**What you are asked to do:**
Show all lines from the data that include the word "components".

**Code that builds pages:**
##############################

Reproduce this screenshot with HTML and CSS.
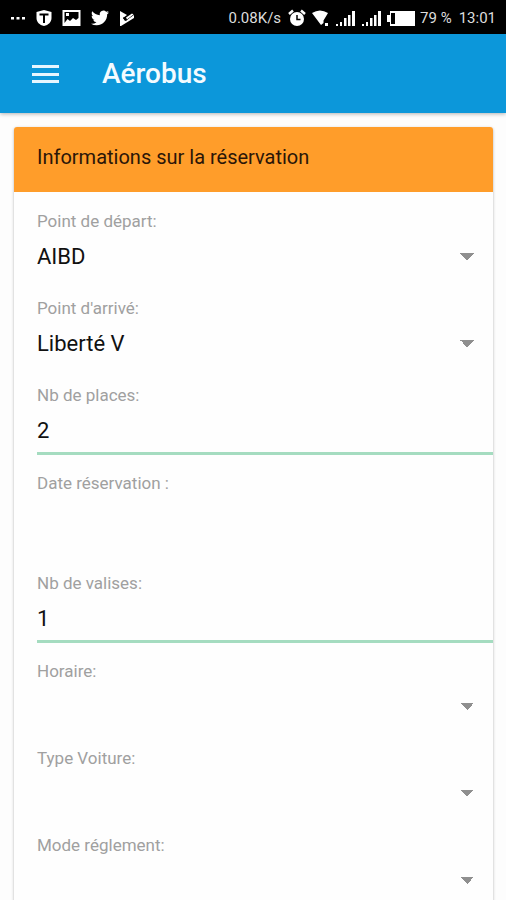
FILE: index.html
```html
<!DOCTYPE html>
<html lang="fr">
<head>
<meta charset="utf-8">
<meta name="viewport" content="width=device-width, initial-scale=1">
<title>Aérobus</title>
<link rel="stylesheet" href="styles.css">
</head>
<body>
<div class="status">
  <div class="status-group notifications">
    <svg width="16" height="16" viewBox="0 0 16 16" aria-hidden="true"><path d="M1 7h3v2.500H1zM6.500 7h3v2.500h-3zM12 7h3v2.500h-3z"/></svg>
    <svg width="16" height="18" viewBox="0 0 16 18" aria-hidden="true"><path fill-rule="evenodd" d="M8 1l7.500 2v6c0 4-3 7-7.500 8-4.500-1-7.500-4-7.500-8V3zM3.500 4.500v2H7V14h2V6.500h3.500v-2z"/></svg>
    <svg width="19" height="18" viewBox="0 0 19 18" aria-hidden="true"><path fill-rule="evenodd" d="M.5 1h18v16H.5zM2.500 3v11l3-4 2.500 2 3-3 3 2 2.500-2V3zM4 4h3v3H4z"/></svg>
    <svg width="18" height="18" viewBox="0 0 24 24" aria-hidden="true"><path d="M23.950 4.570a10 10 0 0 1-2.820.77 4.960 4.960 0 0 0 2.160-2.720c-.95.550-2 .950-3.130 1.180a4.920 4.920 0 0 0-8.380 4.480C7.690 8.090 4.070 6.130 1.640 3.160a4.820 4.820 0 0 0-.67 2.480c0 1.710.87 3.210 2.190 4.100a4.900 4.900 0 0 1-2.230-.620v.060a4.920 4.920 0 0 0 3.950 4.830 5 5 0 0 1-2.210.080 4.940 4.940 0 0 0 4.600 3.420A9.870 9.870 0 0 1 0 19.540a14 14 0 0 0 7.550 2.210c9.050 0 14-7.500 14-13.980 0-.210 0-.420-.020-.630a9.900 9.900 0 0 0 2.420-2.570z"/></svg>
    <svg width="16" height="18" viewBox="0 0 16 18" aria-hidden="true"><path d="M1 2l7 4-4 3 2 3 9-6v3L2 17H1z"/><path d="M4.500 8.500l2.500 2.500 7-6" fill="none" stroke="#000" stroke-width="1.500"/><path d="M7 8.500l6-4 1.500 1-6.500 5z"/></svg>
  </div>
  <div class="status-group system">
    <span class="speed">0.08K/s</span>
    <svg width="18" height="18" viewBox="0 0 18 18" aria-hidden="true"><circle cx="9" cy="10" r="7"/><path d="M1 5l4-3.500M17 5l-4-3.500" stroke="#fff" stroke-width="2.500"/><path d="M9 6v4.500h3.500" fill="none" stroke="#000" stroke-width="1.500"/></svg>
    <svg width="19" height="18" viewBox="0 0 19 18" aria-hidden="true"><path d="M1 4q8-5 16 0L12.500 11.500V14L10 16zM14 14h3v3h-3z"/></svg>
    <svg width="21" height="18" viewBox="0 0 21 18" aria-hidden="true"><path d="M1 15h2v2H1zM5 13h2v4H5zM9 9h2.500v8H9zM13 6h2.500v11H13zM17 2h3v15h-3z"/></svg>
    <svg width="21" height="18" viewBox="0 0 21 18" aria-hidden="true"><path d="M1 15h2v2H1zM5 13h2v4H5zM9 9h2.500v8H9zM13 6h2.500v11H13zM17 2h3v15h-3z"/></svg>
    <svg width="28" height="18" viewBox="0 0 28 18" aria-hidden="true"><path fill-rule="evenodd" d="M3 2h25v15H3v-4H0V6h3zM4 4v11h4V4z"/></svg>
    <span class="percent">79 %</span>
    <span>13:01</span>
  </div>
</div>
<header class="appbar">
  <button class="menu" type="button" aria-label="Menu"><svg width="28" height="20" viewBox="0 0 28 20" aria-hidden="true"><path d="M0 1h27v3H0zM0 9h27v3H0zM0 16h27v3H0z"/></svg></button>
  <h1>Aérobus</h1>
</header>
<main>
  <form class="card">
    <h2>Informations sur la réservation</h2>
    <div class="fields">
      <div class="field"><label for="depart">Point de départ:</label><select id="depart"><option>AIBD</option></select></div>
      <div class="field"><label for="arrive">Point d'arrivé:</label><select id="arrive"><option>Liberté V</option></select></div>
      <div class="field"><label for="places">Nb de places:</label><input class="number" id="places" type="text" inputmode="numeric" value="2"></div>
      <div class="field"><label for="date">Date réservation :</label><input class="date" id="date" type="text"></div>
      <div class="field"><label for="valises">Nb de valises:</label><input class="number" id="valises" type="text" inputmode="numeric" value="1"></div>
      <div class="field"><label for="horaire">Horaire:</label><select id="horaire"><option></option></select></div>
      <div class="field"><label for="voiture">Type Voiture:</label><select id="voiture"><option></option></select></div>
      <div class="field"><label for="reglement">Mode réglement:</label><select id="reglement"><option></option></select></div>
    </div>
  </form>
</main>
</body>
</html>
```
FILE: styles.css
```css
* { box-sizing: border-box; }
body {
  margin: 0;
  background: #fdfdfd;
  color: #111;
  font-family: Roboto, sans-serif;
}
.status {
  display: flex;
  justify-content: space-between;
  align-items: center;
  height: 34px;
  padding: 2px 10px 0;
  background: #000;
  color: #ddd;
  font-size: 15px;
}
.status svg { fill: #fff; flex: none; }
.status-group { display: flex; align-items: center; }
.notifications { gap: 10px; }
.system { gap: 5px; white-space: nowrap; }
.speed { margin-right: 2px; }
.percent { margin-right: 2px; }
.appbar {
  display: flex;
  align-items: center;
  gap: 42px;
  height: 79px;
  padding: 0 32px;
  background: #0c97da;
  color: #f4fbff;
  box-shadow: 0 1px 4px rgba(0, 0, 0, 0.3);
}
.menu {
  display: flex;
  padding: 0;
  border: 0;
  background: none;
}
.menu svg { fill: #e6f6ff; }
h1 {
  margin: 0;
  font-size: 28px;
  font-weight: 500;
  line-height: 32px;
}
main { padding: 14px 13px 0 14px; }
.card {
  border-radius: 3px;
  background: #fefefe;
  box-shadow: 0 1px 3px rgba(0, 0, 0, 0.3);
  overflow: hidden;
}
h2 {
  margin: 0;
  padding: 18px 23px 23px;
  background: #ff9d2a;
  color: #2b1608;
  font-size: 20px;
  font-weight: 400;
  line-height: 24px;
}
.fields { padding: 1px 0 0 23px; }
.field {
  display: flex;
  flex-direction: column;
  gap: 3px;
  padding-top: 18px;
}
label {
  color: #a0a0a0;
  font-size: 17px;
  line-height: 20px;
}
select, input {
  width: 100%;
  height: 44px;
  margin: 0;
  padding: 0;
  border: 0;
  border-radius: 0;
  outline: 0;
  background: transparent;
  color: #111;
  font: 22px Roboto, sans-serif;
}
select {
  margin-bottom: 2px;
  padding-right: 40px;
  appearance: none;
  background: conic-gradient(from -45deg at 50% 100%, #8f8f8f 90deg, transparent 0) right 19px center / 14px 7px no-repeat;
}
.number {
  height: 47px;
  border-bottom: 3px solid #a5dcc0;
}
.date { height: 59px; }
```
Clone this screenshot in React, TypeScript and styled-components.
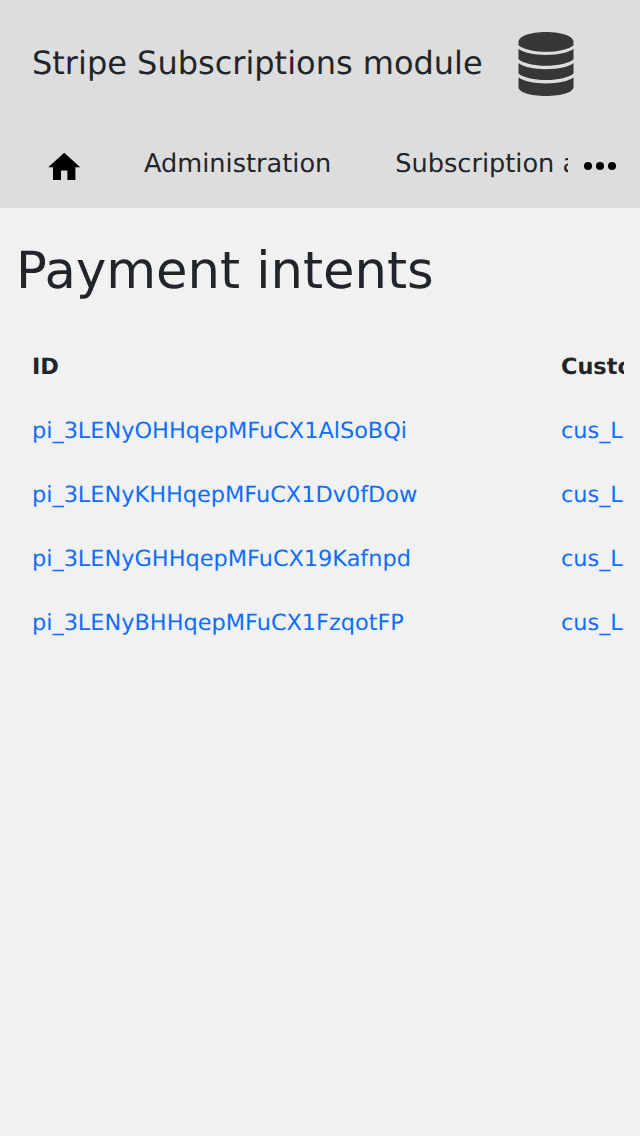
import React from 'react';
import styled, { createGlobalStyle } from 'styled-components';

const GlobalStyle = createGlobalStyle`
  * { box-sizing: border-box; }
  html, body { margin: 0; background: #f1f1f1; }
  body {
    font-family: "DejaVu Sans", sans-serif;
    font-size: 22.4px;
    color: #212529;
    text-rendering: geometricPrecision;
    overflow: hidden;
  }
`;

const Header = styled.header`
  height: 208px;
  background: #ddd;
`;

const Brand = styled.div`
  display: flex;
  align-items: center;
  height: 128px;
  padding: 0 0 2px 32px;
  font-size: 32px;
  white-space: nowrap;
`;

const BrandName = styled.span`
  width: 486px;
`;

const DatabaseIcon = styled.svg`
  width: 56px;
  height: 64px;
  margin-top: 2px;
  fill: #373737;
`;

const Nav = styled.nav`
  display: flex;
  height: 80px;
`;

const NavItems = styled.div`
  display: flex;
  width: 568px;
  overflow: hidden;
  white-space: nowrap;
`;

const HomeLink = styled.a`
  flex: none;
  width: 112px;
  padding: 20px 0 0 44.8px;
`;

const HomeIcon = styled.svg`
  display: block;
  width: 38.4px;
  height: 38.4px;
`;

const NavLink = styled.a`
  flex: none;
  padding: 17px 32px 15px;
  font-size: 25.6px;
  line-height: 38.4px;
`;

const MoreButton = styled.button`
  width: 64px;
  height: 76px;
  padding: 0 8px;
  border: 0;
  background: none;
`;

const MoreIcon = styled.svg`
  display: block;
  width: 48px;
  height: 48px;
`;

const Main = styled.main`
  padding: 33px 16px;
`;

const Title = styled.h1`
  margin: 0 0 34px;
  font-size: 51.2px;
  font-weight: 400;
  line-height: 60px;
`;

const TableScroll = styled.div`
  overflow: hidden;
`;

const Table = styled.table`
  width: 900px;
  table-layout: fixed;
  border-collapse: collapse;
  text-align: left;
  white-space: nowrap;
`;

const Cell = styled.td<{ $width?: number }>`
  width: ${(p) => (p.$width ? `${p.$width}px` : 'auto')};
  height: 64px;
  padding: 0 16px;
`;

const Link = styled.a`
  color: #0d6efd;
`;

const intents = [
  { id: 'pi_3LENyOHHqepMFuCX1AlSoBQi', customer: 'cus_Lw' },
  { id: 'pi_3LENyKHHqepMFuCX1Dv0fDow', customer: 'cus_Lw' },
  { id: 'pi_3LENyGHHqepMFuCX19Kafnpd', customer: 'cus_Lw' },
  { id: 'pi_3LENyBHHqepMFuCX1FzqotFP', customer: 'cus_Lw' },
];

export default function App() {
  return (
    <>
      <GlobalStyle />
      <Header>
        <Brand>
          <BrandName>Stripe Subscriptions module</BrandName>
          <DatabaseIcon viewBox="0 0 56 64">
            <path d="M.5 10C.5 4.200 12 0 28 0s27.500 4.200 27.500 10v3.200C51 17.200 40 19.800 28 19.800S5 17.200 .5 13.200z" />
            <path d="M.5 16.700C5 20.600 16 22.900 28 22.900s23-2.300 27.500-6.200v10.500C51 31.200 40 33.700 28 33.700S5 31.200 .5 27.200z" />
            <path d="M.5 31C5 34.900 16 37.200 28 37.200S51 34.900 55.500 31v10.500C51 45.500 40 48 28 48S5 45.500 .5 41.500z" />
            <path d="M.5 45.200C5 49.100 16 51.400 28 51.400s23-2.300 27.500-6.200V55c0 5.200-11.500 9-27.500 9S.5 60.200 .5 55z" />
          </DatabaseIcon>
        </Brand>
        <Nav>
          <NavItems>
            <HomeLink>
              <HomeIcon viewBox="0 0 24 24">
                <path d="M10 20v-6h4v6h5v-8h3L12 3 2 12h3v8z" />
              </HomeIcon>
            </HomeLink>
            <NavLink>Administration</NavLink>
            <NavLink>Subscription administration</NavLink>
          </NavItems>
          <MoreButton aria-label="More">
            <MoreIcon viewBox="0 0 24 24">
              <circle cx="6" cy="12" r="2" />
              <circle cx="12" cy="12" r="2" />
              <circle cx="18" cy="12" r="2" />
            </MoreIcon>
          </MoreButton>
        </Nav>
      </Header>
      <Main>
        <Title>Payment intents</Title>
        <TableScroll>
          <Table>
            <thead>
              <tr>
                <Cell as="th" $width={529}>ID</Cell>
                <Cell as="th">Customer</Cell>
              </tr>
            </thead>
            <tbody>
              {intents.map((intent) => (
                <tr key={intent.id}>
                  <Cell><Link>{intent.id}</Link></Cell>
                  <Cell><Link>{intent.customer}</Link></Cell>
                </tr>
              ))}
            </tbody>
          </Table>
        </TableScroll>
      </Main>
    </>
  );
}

##############################

**Task answer:**
Clone this screenshot in React, TypeScript and styled-components.
import styled, { createGlobalStyle } from 'styled-components';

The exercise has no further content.